It was recently reported in the UK’s Guardian newspaper that just under 100 firms, “across a broad spectrum ranging from financial technology to legal services and asset management to biotech” have been looking into the Benelux region as a result of Brexit uncertainty. At time of writing, 20 had completed dealings, whether that was in terms of expansion, relocation entirely, or just the opening of a subsidiary.EY currently estimate 7000 jobs and 1 trillion pounds of financial assets are set to leave the UKs financial services sector alone, with the long-term exodus potentially being much worse.
As much as the UK will be economically disadvantaged by Brexit (the inevitable cost of ‘taking back control’), there are net winners. Luxembourg, in particular, has become a leading destination for insurance, asset management and banking, as well a buoyant market for professional service organisations such as law firms and the ‘big four’ accounting giants.
It’s difficult to look too far ahead with any degree of certainty in these, well, uncertain times. However, I believe there will be some immediate short-term opportunities which are particularly relevant for those companies focused on talent management in Luxembourg.
Talent management will be critical: Where companies go, people will follow
The inevitable dislocation and likely recession to the UK economy following a no-deal Brexit has already encouraged many major companies (read, employers) to move some or all of their operations into the European Union. For every organisation that relocates to France, Germany, Luxembourg or Ireland, a question is posed to their workforce; should I follow?
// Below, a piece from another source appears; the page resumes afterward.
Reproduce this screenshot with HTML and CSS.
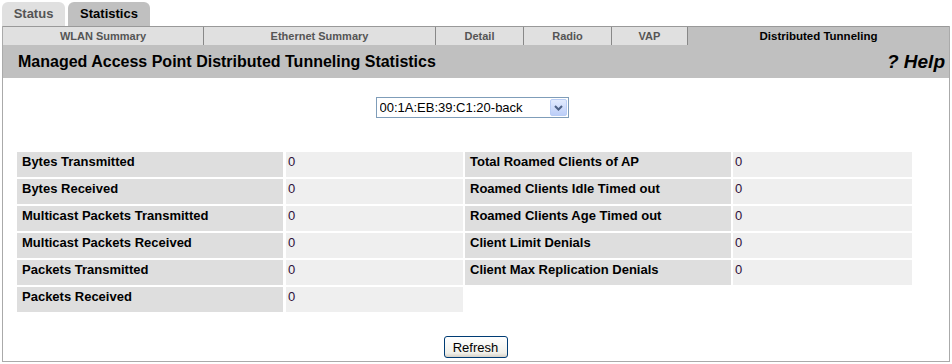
FILE: index.html
```html
<!DOCTYPE html>
<html lang="en">

<head>
    <meta charset="UTF-8">
    <title>Distributed Tunneling Statistics</title>
    <link rel="stylesheet" href="styles.css">
</head>

<body>
    <div class="tabs">
        <div class="tab">Status</div>
        <div class="tab active">Statistics</div>
    </div>
    <div class="panel">
        <div class="subnav">
            <div class="sub w-wlan">WLAN Summary</div>
            <div class="sub w-eth">Ethernet Summary</div>
            <div class="sub w-detail">Detail</div>
            <div class="sub w-radio">Radio</div>
            <div class="sub w-vap">VAP</div>
            <div class="sub current">Distributed Tunneling</div>
        </div>
        <div class="titlebar">
            <h1>Managed Access Point Distributed Tunneling Statistics</h1>
            <span class="help">? Help</span>
        </div>
        <div class="content">
            <div class="picker">
                <div class="select-box">
                    <select class="ap-select">
                        <option>00:1A:EB:39:C1:20-back</option>
                    </select>
                    <span class="arrow">
                        <svg width="9" height="6" viewBox="0 0 9 6">
                            <path d="M1 1 L4.5 4.5 L8 1" fill="none" stroke="#4d6185" stroke-width="2"/>
                        </svg>
                    </span>
                </div>
            </div>

            <div class="stats">
                <div class="stat-table">
                    <div class="lbl">Bytes Transmitted</div><div class="val">0</div>
                    <div class="lbl">Bytes Received</div><div class="val">0</div>
                    <div class="lbl">Multicast Packets Transmitted</div><div class="val">0</div>
                    <div class="lbl">Multicast Packets Received</div><div class="val">0</div>
                    <div class="lbl">Packets Transmitted</div><div class="val">0</div>
                    <div class="lbl">Packets Received</div><div class="val">0</div>
                </div>
                <div class="stat-table">
                    <div class="lbl">Total Roamed Clients of AP</div><div class="val">0</div>
                    <div class="lbl">Roamed Clients Idle Timed out</div><div class="val">0</div>
                    <div class="lbl">Roamed Clients Age Timed out</div><div class="val">0</div>
                    <div class="lbl">Client Limit Denials</div><div class="val">0</div>
                    <div class="lbl">Client Max Replication Denials</div><div class="val">0</div>
                </div>
            </div>

            <div class="actions">
                <button type="button">Refresh</button>
            </div>
        </div>
    </div>
</body>

</html>
```

FILE: styles.css
```css
/* Page frame */
body {
    font-family: "Liberation Sans", Arial, sans-serif;
    margin: 0;
    padding: 0;
    background-color: #fff;
    color: #000;
}

/* Top tabs */
.tabs {
    display: flex;
    gap: 3px;
    padding: 2px 0 0 2px;
    height: 24px;
}

.tab {
    width: 63px;
    height: 24px;
    line-height: 23px;
    text-align: center;
    font-size: 13px;
    font-weight: bold;
    color: #555;
    background-color: #e0e0e0;
    border-radius: 6px 6px 0 0;
}

.tab.active {
    width: 82px;
    color: #000;
    background-color: #c0c0c0;
}

/* Main panel */
.panel {
    margin-left: 2px;
    width: 946px;
    border-left: 1px solid #aaa;
    border-right: 1px solid #aaa;
    border-bottom: 1px solid #aaa;
}

.subnav {
    display: flex;
    height: 18px;
    border-top: 1px solid #999;
    background-color: #e0e0e0;
}

.sub {
    font-size: 11px;
    font-weight: bold;
    color: #555;
    line-height: 18px;
    text-align: center;
    border-right: 1px solid #888;
    box-sizing: border-box;
}

.w-wlan { width: 201px; }
.w-eth { width: 232px; }
.w-detail { width: 88px; }
.w-radio { width: 88px; }
.w-vap { width: 76px; }

.sub.current {
    flex: 1;
    color: #000;
    background-color: #c0c0c0;
    border-right: none;
    font-size: 11.5px;
}

.titlebar {
    display: flex;
    justify-content: space-between;
    align-items: center;
    height: 33px;
    background-color: #c0c0c0;
    padding: 0 4px 0 15px;
}

.titlebar h1 {
    margin: 0;
    font-size: 16px;
    font-weight: bold;
}

.help {
    font-size: 19px;
    font-weight: bold;
    font-style: italic;
}

/* Content */
.content {
    padding: 19px 0 3px 0;
}

.picker {
    display: flex;
    justify-content: center;
    padding-right: 8px;
}

.select-box {
    display: flex;
    align-items: center;
    width: 191px;
    height: 19px;
    border: 1px solid #7f9db9;
    background-color: #fff;
}

.ap-select {
    appearance: none;
    -webkit-appearance: none;
    border: none;
    outline: none;
    background: transparent;
    flex: 1;
    font-family: "Liberation Sans", Arial, sans-serif;
    font-size: 13px;
    padding: 0 0 0 3px;
    height: 19px;
    color: #000;
}

.arrow {
    display: flex;
    align-items: center;
    justify-content: center;
    width: 15px;
    height: 15px;
    margin-right: 1px;
    border: 1px solid #b9cdf5;
    border-radius: 2px;
    background: linear-gradient(#e2ebfe, #bccef8);
}

.stats {
    display: flex;
    gap: 2px;
    margin: 34px 0 0 14px;
}

.stat-table {
    display: grid;
    grid-template-columns: 266px 177px;
    grid-auto-rows: 25px;
    column-gap: 3px;
    row-gap: 2px;
    align-content: start;
}

.stat-table + .stat-table {
    grid-template-columns: 266px 179px;
    column-gap: 2px;
}

.lbl,
.val {
    font-size: 13px;
    line-height: 15px;
    padding: 2px 5px;
}

.lbl {
    font-weight: bold;
    background-color: #dedede;
}

.val {
    background-color: #efefef;
    color: #2e0f3a;
    padding-left: 2px;
}

.actions {
    display: flex;
    justify-content: center;
    margin-top: 24px;
    padding-right: 1px;
}

button {
    width: 64px;
    height: 22px;
    font-family: "Liberation Sans", Arial, sans-serif;
    font-size: 13px;
    color: #000;
    border: 1px solid #003c74;
    border-radius: 3px;
    background: linear-gradient(#fff, #f0f0ea 80%, #d6d0c5);
    padding: 0;
    cursor: pointer;
}
```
Despite the cultural and geographical proximity of Ireland to the United Kingdom, Luxembourg appears to be the location of choice for many financial service companies and their employees. Given the direct access to the wider EU market, the quality of infrastructure and communications, not to mention the highest per capita GDP in Europe, it’s easy to see why.
With increased business flowing through Luxembourg, new demand is straining the existing talent pool. This is possibly most acute in technology skill sets. There are already thousands of IT workers based in the UK who commute to Luxembourg for their jobs – losing this source of expertise in a hard or no-deal Brexit will add to the current skills shortages. Employers will have to recognise that it is more important than ever to be flexible in terms of training, experience levels and employee engagement to attract and keep staff.
Luxembourg: destination of choice
Based on relocation announcements through to the end of August 2018, KPMG reported that 41 companies, the great majority of which are financial firms, decided to relocate to Luxembourg, compared to 30 opting for Ireland as a destination.
A large majority of these organisations relocating to Luxembourg to maintain access to the European market are in the asset management and insurance sectors.The recent failure of the UK to reach agreement by the Brexit deadline of 29thMarch will have only exacerbated this trend.
For Luxembourg, the looming impact of Brexit presents hurdles and opportunities in the acquisition and retention of IT talent. I believe we’re unlikely to see this unique set of circumstances again, so, at least from a talent management perspective in The Grand Dutchy, fortune may well favour the brave.